— TASK DESCRIPTION —
In the listing below, locate the lines bearing the word "styles". Copy every one of them.

+--

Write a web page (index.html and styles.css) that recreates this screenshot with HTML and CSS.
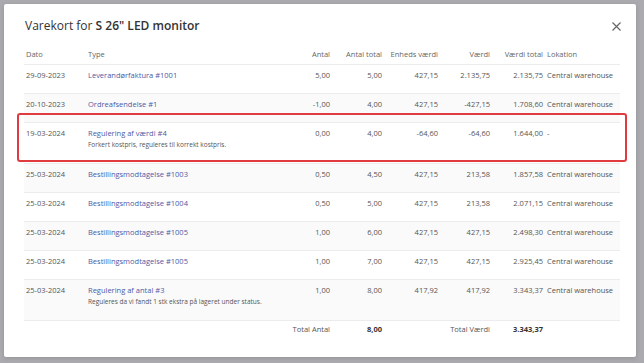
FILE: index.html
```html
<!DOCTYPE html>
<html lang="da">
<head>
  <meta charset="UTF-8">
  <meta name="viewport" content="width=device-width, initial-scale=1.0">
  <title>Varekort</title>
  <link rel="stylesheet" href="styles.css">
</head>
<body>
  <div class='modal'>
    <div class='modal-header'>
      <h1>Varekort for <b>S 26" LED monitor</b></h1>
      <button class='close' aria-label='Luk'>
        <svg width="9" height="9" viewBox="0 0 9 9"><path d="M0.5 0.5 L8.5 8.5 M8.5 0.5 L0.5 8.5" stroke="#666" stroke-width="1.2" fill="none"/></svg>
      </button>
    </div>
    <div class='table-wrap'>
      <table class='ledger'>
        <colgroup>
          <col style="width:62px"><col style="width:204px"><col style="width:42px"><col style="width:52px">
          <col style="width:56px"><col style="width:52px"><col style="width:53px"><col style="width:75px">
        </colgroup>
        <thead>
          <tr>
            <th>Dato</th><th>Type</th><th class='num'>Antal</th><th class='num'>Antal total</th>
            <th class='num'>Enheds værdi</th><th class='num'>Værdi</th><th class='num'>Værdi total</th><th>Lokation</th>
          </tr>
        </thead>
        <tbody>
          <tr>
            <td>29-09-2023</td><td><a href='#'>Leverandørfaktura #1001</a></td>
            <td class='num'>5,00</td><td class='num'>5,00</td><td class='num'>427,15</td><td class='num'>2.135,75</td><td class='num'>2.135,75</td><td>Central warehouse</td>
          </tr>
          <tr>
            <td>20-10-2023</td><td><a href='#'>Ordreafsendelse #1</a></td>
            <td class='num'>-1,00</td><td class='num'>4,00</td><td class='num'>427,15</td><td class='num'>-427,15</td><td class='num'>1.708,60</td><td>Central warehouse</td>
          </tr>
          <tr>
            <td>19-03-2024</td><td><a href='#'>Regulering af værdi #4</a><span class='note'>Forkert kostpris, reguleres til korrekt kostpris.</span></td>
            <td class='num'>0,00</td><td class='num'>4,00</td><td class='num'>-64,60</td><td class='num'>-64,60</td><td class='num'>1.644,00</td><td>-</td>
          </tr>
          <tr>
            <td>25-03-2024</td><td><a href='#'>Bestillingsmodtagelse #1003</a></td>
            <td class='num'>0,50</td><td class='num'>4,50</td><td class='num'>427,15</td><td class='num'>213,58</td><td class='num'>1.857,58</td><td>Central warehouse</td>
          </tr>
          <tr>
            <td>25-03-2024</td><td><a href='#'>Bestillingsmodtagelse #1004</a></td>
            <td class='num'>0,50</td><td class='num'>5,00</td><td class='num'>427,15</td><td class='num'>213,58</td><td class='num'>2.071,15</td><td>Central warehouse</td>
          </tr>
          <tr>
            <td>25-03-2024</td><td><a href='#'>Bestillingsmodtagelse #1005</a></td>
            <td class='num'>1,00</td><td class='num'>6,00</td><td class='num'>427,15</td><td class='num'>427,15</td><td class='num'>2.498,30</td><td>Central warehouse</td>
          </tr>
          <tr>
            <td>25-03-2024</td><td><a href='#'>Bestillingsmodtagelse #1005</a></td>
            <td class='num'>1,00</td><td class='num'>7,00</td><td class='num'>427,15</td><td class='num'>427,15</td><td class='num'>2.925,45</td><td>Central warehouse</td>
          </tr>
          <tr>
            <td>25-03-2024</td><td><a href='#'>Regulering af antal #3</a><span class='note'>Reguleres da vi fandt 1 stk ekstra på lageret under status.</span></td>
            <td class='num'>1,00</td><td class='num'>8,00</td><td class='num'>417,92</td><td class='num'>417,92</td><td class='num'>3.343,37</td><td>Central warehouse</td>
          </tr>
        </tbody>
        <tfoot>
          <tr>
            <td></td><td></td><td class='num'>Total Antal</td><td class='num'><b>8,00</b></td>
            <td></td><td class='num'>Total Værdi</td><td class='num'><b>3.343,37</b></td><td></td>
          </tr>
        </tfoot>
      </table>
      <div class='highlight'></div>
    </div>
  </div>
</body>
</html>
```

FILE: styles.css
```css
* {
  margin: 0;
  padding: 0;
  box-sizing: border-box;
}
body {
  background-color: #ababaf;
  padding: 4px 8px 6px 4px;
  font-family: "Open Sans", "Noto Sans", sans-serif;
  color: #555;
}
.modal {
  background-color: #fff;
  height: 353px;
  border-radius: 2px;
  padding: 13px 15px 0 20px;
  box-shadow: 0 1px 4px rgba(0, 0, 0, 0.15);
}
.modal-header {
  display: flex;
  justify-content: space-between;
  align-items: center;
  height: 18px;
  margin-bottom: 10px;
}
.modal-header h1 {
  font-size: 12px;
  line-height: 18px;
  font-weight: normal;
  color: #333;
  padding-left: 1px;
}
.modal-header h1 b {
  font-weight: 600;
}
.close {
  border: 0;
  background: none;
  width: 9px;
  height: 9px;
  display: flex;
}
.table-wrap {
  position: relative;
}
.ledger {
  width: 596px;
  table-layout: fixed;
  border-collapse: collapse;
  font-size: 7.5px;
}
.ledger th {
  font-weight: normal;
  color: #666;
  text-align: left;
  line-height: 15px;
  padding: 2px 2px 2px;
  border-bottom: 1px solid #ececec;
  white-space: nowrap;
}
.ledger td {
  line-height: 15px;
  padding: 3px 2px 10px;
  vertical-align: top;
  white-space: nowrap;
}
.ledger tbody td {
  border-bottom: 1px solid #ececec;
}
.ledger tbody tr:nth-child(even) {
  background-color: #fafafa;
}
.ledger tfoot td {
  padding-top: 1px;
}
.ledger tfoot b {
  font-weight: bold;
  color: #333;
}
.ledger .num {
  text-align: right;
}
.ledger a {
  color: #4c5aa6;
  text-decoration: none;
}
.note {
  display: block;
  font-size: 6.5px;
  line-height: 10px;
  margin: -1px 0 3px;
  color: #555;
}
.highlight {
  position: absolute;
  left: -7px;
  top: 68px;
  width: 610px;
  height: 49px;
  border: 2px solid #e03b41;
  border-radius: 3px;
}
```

+--

— WRITTEN SOLUTION —
Write a web page (index.html and styles.css) that recreates this screenshot with HTML and CSS.
  <link rel="stylesheet" href="styles.css">
FILE: styles.css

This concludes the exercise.